There are two large excel spreadsheet corpora; it would be nice to use these to get a feel for what fraction of spreadsheets we can handle or the range of non-table-like data out there.

![the things people do to data](http://replygif.net/i/514.gif)

The first is the [EUSES corpus](http://openscience.us/repo/spreadsheet/euses.html) of 4,447 spreadsheets (16,853 worksheets). This is all xls files (rather than xlsx) and therefore need either an [xls -> xlsx conversion](http://bit.ly/1P2rMGr) or support in jailbreakr for xls files.

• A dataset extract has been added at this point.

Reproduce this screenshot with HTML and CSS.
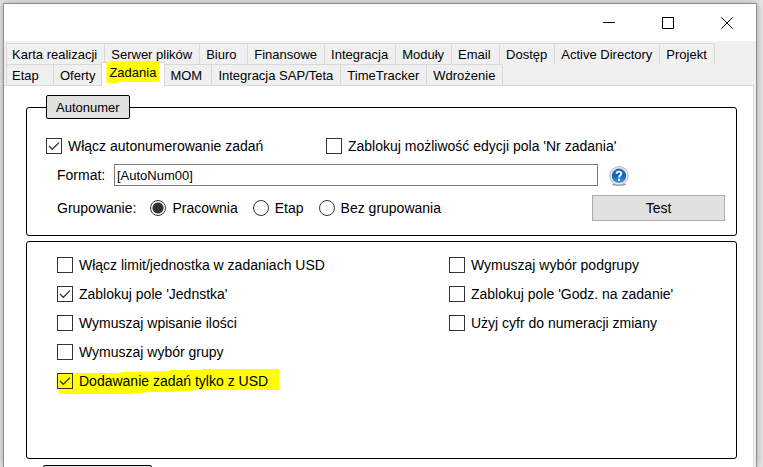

The second, larger, one is the [Enron corpus](http://www.felienne.com/archives/3634) of 15,770 spreadsheets (79,983)

# Roadmap

* data structure package:
- linen? General representation of spreadsheet data, plus some limited low-level operations on that data
- depends on cell ranger, tibble
- constructor function
- print methods
- subsetting, range extraction etc.
- plot method - for quickly getting a feel for structure, or a shiny app
- summary: this has n sheets, no formulae, 3 plots, etc, things about the references between the sheets?
- where it came from (excel, googlesheet, etc), with filenames, reference ids etc.
- probably needs references to handle multiple sheets and formulae within them, definitely if we need to do things with plots, but make them immutable at first?
- md5 or other "id" so that we can see if the upstream source has changed. This is different for googlesheets where the id is properly baked into the sheet

* low level packages:
- googlesheets
- rexcel
- these depend on linen, and will have to provide things like ids and filenames to satisfy all the features that linen will do.

* jailbreakr
- uses output in linen format that is provided by googlesheets or rexcel

# Ideas

Can we feed things through openrefine or something?